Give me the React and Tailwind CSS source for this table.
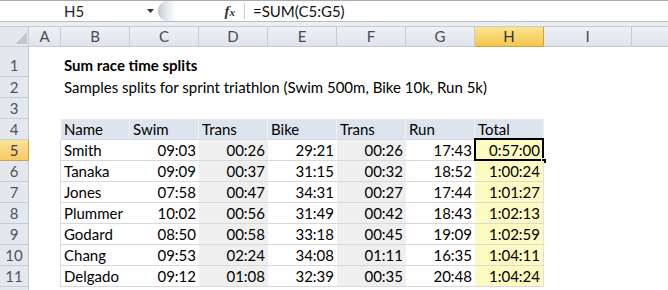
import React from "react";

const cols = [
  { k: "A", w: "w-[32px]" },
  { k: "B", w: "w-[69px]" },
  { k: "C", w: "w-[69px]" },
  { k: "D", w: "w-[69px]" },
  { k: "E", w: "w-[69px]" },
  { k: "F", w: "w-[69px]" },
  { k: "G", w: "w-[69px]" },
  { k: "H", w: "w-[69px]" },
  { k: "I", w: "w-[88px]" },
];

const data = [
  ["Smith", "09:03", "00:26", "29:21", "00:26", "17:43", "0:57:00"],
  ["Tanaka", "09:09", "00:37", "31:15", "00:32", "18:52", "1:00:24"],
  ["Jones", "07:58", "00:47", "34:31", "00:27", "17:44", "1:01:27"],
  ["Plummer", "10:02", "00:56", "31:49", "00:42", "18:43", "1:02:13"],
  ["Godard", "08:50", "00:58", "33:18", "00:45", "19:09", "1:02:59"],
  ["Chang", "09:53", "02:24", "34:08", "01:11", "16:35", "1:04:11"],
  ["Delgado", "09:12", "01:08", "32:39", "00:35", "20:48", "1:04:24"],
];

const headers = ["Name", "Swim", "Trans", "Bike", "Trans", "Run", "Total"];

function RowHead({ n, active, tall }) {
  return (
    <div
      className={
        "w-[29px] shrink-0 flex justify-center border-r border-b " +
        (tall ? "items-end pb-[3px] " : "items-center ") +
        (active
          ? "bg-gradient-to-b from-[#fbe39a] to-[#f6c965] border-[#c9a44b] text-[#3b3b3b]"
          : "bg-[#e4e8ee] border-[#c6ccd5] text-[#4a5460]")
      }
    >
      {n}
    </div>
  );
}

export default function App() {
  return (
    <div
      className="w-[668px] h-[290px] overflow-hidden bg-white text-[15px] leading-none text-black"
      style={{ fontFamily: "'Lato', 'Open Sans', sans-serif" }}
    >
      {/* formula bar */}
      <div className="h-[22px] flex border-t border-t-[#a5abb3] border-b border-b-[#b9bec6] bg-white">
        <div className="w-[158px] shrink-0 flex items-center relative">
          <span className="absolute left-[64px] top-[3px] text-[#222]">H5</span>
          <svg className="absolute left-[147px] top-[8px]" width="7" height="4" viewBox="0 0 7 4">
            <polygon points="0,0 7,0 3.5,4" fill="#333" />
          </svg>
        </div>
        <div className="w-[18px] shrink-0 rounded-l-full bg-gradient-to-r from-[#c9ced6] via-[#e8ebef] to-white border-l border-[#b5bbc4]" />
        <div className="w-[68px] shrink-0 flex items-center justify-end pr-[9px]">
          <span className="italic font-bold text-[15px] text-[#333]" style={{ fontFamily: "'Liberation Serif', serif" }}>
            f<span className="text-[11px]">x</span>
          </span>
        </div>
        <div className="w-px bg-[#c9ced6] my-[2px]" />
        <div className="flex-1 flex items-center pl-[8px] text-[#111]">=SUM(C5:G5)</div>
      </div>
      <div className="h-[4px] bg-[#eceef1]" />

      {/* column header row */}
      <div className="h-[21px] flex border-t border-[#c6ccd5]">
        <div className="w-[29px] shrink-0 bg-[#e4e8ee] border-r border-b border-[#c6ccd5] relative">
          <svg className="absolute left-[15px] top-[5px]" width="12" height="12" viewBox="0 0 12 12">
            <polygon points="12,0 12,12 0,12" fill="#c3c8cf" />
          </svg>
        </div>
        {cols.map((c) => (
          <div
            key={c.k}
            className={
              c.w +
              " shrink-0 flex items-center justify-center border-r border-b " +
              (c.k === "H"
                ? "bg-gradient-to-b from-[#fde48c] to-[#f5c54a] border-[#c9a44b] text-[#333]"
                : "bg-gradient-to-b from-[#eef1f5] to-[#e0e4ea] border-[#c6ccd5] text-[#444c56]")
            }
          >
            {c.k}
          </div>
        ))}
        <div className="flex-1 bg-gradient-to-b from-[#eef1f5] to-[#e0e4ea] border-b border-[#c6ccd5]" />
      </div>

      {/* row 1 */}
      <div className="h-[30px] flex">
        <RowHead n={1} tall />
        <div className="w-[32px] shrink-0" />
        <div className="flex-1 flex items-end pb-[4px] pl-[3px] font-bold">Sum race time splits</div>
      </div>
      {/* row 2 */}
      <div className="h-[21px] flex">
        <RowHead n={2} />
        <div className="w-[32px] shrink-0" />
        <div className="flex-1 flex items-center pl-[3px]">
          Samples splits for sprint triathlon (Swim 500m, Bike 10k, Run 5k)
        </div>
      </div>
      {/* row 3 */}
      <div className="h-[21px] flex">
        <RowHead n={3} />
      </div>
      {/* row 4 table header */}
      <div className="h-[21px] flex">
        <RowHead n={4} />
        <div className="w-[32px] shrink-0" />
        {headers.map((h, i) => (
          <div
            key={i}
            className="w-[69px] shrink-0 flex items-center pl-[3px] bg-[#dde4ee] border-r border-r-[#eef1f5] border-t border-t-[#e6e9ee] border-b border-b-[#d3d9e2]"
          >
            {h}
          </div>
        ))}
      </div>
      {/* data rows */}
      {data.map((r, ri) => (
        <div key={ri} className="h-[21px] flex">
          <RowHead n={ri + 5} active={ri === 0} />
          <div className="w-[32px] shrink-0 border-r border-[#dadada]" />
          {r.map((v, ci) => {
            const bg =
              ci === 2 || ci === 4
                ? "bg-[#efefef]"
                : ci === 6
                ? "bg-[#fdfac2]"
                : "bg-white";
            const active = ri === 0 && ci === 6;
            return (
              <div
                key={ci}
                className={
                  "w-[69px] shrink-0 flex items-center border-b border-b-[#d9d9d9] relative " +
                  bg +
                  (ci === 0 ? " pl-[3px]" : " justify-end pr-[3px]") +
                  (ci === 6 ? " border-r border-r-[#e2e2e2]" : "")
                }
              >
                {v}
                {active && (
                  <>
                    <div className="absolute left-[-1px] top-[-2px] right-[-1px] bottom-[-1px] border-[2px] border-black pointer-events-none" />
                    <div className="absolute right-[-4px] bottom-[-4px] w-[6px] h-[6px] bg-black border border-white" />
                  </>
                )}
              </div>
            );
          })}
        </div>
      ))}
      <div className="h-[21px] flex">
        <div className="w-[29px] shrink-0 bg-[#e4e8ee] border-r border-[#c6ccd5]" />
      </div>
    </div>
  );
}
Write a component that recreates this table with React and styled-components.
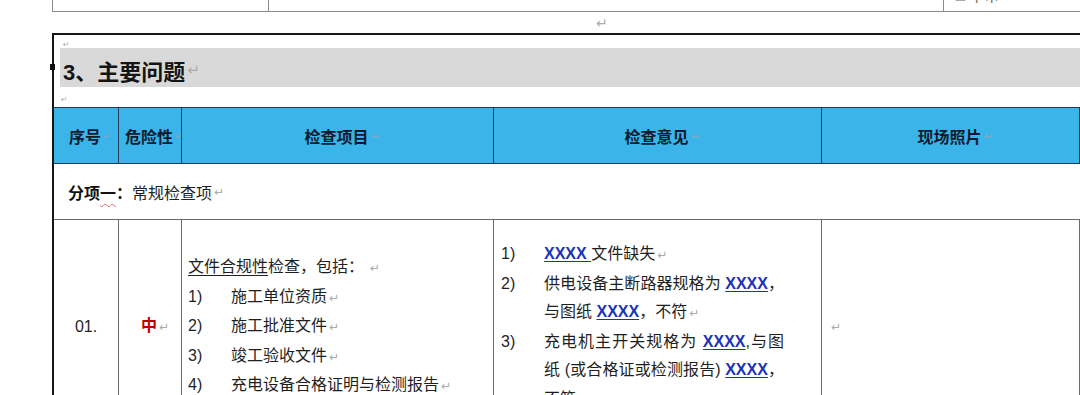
------------------------------------
■ **Requirements**:
Quote the entries in full. Any image among them is to be omitted from the copy.

■ **Correct response**:
Give me the React and Tailwind CSS source for this table.
import React from "react";

const cols = [
  { k: "A", w: "w-[32px]" },
  { k: "B", w: "w-[69px]" },
  { k: "C", w: "w-[69px]" },
  { k: "D", w: "w-[69px]" },
  { k: "E", w: "w-[69px]" },
  { k: "F", w: "w-[69px]" },
  { k: "G", w: "w-[69px]" },
  { k: "H", w: "w-[69px]" },
  { k: "I", w: "w-[88px]" },
];

const data = [
  ["Smith", "09:03", "00:26", "29:21", "00:26", "17:43", "0:57:00"],
  ["Tanaka", "09:09", "00:37", "31:15", "00:32", "18:52", "1:00:24"],
  ["Jones", "07:58", "00:47", "34:31", "00:27", "17:44", "1:01:27"],
  ["Plummer", "10:02", "00:56", "31:49", "00:42", "18:43", "1:02:13"],
  ["Godard", "08:50", "00:58", "33:18", "00:45", "19:09", "1:02:59"],
  ["Chang", "09:53", "02:24", "34:08", "01:11", "16:35", "1:04:11"],
  ["Delgado", "09:12", "01:08", "32:39", "00:35", "20:48", "1:04:24"],
];

const headers = ["Name", "Swim", "Trans", "Bike", "Trans", "Run", "Total"];

function RowHead({ n, active, tall }) {
  return (
    <div
      className={
        "w-[29px] shrink-0 flex justify-center border-r border-b " +
        (tall ? "items-end pb-[3px] " : "items-center ") +
        (active
          ? "bg-gradient-to-b from-[#fbe39a] to-[#f6c965] border-[#c9a44b] text-[#3b3b3b]"
          : "bg-[#e4e8ee] border-[#c6ccd5] text-[#4a5460]")
      }
    >
      {n}
    </div>
  );
}

export default function App() {
  return (
    <div
      className="w-[668px] h-[290px] overflow-hidden bg-white text-[15px] leading-none text-black"
      style={{ fontFamily: "'Lato', 'Open Sans', sans-serif" }}
    >
      {/* formula bar */}
      <div className="h-[22px] flex border-t border-t-[#a5abb3] border-b border-b-[#b9bec6] bg-white">
        <div className="w-[158px] shrink-0 flex items-center relative">
          <span className="absolute left-[64px] top-[3px] text-[#222]">H5</span>
          <svg className="absolute left-[147px] top-[8px]" width="7" height="4" viewBox="0 0 7 4">
            <polygon points="0,0 7,0 3.5,4" fill="#333" />
          </svg>
        </div>
        <div className="w-[18px] shrink-0 rounded-l-full bg-gradient-to-r from-[#c9ced6] via-[#e8ebef] to-white border-l border-[#b5bbc4]" />
        <div className="w-[68px] shrink-0 flex items-center justify-end pr-[9px]">
          <span className="italic font-bold text-[15px] text-[#333]" style={{ fontFamily: "'Liberation Serif', serif" }}>
            f<span className="text-[11px]">x</span>
          </span>
        </div>
        <div className="w-px bg-[#c9ced6] my-[2px]" />
        <div className="flex-1 flex items-center pl-[8px] text-[#111]">=SUM(C5:G5)</div>
      </div>
      <div className="h-[4px] bg-[#eceef1]" />

      {/* column header row */}
      <div className="h-[21px] flex border-t border-[#c6ccd5]">
        <div className="w-[29px] shrink-0 bg-[#e4e8ee] border-r border-b border-[#c6ccd5] relative">
          <svg className="absolute left-[15px] top-[5px]" width="12" height="12" viewBox="0 0 12 12">
            <polygon points="12,0 12,12 0,12" fill="#c3c8cf" />
          </svg>
        </div>
        {cols.map((c) => (
          <div
            key={c.k}
            className={
              c.w +
              " shrink-0 flex items-center justify-center border-r border-b " +
              (c.k === "H"
                ? "bg-gradient-to-b from-[#fde48c] to-[#f5c54a] border-[#c9a44b] text-[#333]"
                : "bg-gradient-to-b from-[#eef1f5] to-[#e0e4ea] border-[#c6ccd5] text-[#444c56]")
            }
          >
            {c.k}
          </div>
        ))}
        <div className="flex-1 bg-gradient-to-b from-[#eef1f5] to-[#e0e4ea] border-b border-[#c6ccd5]" />
      </div>

      {/* row 1 */}
      <div className="h-[30px] flex">
        <RowHead n={1} tall />
        <div className="w-[32px] shrink-0" />
        <div className="flex-1 flex items-end pb-[4px] pl-[3px] font-bold">Sum race time splits</div>
      </div>
      {/* row 2 */}
      <div className="h-[21px] flex">
        <RowHead n={2} />
        <div className="w-[32px] shrink-0" />
        <div className="flex-1 flex items-center pl-[3px]">
          Samples splits for sprint triathlon (Swim 500m, Bike 10k, Run 5k)
        </div>
      </div>
      {/* row 3 */}
      <div className="h-[21px] flex">
        <RowHead n={3} />
      </div>
      {/* row 4 table header */}
      <div className="h-[21px] flex">
        <RowHead n={4} />
        <div className="w-[32px] shrink-0" />
        {headers.map((h, i) => (
          <div
            key={i}
            className="w-[69px] shrink-0 flex items-center pl-[3px] bg-[#dde4ee] border-r border-r-[#eef1f5] border-t border-t-[#e6e9ee] border-b border-b-[#d3d9e2]"
          >
            {h}
          </div>
        ))}
      </div>
      {/* data rows */}
      {data.map((r, ri) => (
        <div key={ri} className="h-[21px] flex">
          <RowHead n={ri + 5} active={ri === 0} />
          <div className="w-[32px] shrink-0 border-r border-[#dadada]" />
          {r.map((v, ci) => {
            const bg =
              ci === 2 || ci === 4
                ? "bg-[#efefef]"
                : ci === 6
                ? "bg-[#fdfac2]"
                : "bg-white";
            const active = ri === 0 && ci === 6;
            return (
              <div
                key={ci}
                className={
                  "w-[69px] shrink-0 flex items-center border-b border-b-[#d9d9d9] relative " +
                  bg +
                  (ci === 0 ? " pl-[3px]" : " justify-end pr-[3px]") +
                  (ci === 6 ? " border-r border-r-[#e2e2e2]" : "")
                }
              >
                {v}
                {active && (
                  <>
                    <div className="absolute left-[-1px] top-[-2px] right-[-1px] bottom-[-1px] border-[2px] border-black pointer-events-none" />
                    <div className="absolute right-[-4px] bottom-[-4px] w-[6px] h-[6px] bg-black border border-white" />
                  </>
                )}
              </div>
            );
          })}
        </div>
      ))}
      <div className="h-[21px] flex">
        <div className="w-[29px] shrink-0 bg-[#e4e8ee] border-r border-[#c6ccd5]" />
      </div>
    </div>
  );
}
Write a component that recreates this table with React and styled-components.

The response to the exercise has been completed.